Quote Review Should Stay Tied To Representative Work, Not To Broad Capability Claims

When proposals arrive, the comparison should stay anchored to the real problem the plant is trying to solve: stock form, part family, curvature or bend complexity, output expectation, tooling assumptions, startup scope, and service support. It helps to compare machinery quotes line by line so scope differences and support boundaries become visible. If the source is factory-direct or outside the buyer’s normal support model, the usual factory-direct verification steps matter here too.

At plant level, management may also need to step back and ask whether this forming investment is solving the most expensive recurring bottleneck or whether another part of the workflow deserves capital first. That is where what makes industrial CNC equipment worth the investment becomes the more useful framing.

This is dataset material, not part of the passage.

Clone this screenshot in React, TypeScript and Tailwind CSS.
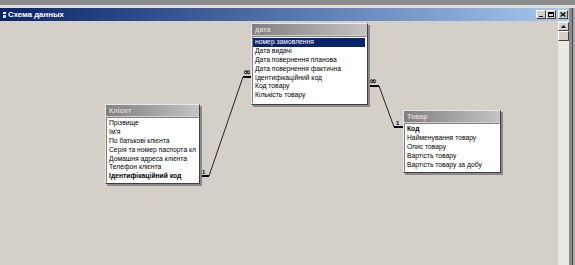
import React from "react";

type Row = { t: string; bold?: boolean; sel?: boolean };

function FieldList({ pos, title, rows }: { pos: string; title: string; rows: Row[] }) {
  return (
    <div
      className={`absolute ${pos} flex flex-col bg-[#d4d0c8] border border-t-[#e8e8e8] border-l-[#e8e8e8] border-r-[#404040] border-b-[#404040] shadow-[2px_2px_0_#8a8a8a]`}
    >
      <div className="h-[11px] shrink-0 bg-linear-to-r from-[#808080] to-[#c4c4c4] pl-[3px] text-[7px] leading-[11px] font-bold text-[#d8d4cc]">
        {title}
      </div>
      <div className="mt-[1px] flex-1 overflow-hidden bg-white border border-t-[#808080] border-l-[#808080] border-r-[#ffffff] border-b-[#ffffff] pt-[1px] pr-[1px]">
        {rows.map((r, i) => (
          <div
            key={i}
            className={`h-[8.9px] whitespace-nowrap overflow-hidden pl-[2px] text-[6.75px] leading-[8.9px] ${
              r.sel ? "bg-[#0a246a] text-white" : "text-black"
            } ${r.bold ? "font-bold" : ""}`}
          >
            {r.t}
          </div>
        ))}
      </div>
    </div>
  );
}

function WinBtn({ children }: { children: React.ReactNode }) {
  return (
    <div className="flex h-[9px] w-[10px] items-center justify-center bg-[#d4d0c8] border border-t-white border-l-white border-r-[#404040] border-b-[#404040]">
      {children}
    </div>
  );
}

export default function App() {
  return (
    <div
      className="flex h-[265px] w-[575px] flex-col overflow-hidden bg-[#d4d0c8]"
      style={{ fontFamily: '"Liberation Sans", Arial, sans-serif' }}
    >
      <div className="h-[5px] shrink-0 bg-[#8c8c8c]" />
      <div className="h-[3px] shrink-0 bg-[#dcdcdc]" />
      <div className="flex flex-1 min-h-0">
        <div className="flex flex-1 flex-col min-w-0">
          {/* title bar */}
          <div className="flex h-[13px] shrink-0 items-center bg-linear-to-r from-[#0a246a] to-[#a6caf0] pr-[1px]">
            <div className="ml-[3px] flex flex-col gap-[1px]">
              <div className="h-[2px] w-[3px] bg-white" />
              <div className="h-[3px] w-[3px] bg-[#c8d8f0]" />
            </div>
            <span className="ml-[2px] text-[7.8px] font-bold leading-[13px] text-white">Схема данных</span>
            <div className="ml-auto flex items-center">
              <WinBtn>
                <div className="mt-[4px] h-[1px] w-[4px] bg-black" />
              </WinBtn>
              <WinBtn>
                <div className="h-[5px] w-[6px] border border-black border-t-2" />
              </WinBtn>
              <div className="w-[2px]" />
              <WinBtn>
                <svg width="6" height="5" viewBox="0 0 6 5">
                  <path d="M0.5 0.5 L5.5 4.5 M5.5 0.5 L0.5 4.5" stroke="black" strokeWidth="1.3" />
                </svg>
              </WinBtn>
            </div>
          </div>
          {/* body */}
          <div className="flex flex-1 min-h-0">
            <div className="relative flex-1 bg-[#d4d0c8]">
              <svg className="absolute left-0 top-0" width="558" height="244">
                <line x1="209" y1="155" x2="243" y2="56" stroke="#202020" strokeWidth="1" />
                <line x1="379" y1="65" x2="394" y2="106" stroke="#202020" strokeWidth="1" />
                <rect x="199" y="154" width="10" height="2" fill="#000" />
                <rect x="243" y="55" width="9" height="2" fill="#000" />
                <rect x="368" y="64" width="11" height="2" fill="#000" />
                <rect x="394" y="105" width="9" height="2" fill="#000" />
                <text x="202" y="153" fontSize="6" fontWeight="bold" fontFamily="Liberation Sans, sans-serif" fill="#000">
                  1
                </text>
                <text x="396" y="104" fontSize="6" fontWeight="bold" fontFamily="Liberation Sans, sans-serif" fill="#000">
                  1
                </text>
                <text x="243" y="54" fontSize="9" fontWeight="bold" fontFamily="DejaVu Sans, sans-serif" fill="#000">
                  ∞
                </text>
                <text x="369" y="63" fontSize="9" fontWeight="bold" fontFamily="DejaVu Sans, sans-serif" fill="#000">
                  ∞
                </text>
              </svg>

              <FieldList
                pos="left-[251px] top-[2px] w-[117px] h-[82px]"
                title="дата"
                rows={[
                  { t: "номер замовлення", sel: true },
                  { t: "Дата видачі" },
                  { t: "Дата повернення планова" },
                  { t: "Дата повернення фактична" },
                  { t: "Ідентифікаційний код" },
                  { t: "Код товару" },
                  { t: "Кількість товару" },
                ]}
              />
              <FieldList
                pos="left-[105px] top-[83px] w-[95px] h-[80px]"
                title="Клієнт"
                rows={[
                  { t: "Прізвище" },
                  { t: "Ім'я" },
                  { t: "По батькові клієнта" },
                  { t: "Серія та номер паспорта кл" },
                  { t: "Домашня адреса клієнта" },
                  { t: "Телефон клієнта" },
                  { t: "Ідентифікаційний код", bold: true },
                ]}
              />
              <FieldList
                pos="left-[403px] top-[89px] w-[98px] h-[63px]"
                title="Товар"
                rows={[
                  { t: "Код", bold: true },
                  { t: "Найменування товару" },
                  { t: "Опис товару" },
                  { t: "Вартість товару" },
                  { t: "Вартість товару за добу" },
                ]}
              />
            </div>
            {/* scrollbar */}
            <div className="flex w-[11px] shrink-0 flex-col bg-[#ebe9e4]">
              <div className="mt-[1px] flex h-[9px] items-center justify-center bg-[#d4d0c8] border border-t-white border-l-white border-r-[#404040] border-b-[#404040]">
                <svg width="5" height="3" viewBox="0 0 5 3">
                  <path d="M2.5 0 L5 3 L0 3 Z" fill="black" />
                </svg>
              </div>
              <div className="h-[10px] bg-[#d4d0c8] border border-t-white border-l-white border-r-[#404040] border-b-[#404040]" />
            </div>
          </div>
        </div>
        <div className="flex w-[6px] shrink-0">
          <div className="w-[3px] bg-[#8a8a8a]" />
          <div className="w-[1px] bg-[#4a4a4a]" />
          <div className="w-[2px] bg-[#a8a8a8]" />
        </div>
      </div>
    </div>
  );
}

The Decision Usually Becomes Obvious Once The Stock Form And The Business Model Stop Pretending To Overlap

That is the practical answer. Rolling machines and 3D wire bending machines are not neighboring versions of one general bending idea. They start from different materials, create different part families, and earn capital in different ways.

If the buyer defines the incoming stock honestly, shows representative parts, and checks whether real demand exists for the route being considered, the shortlist usually becomes obvious very quickly. Most confusion disappears as soon as the fabrication path is described in actual production terms instead of in broad category language.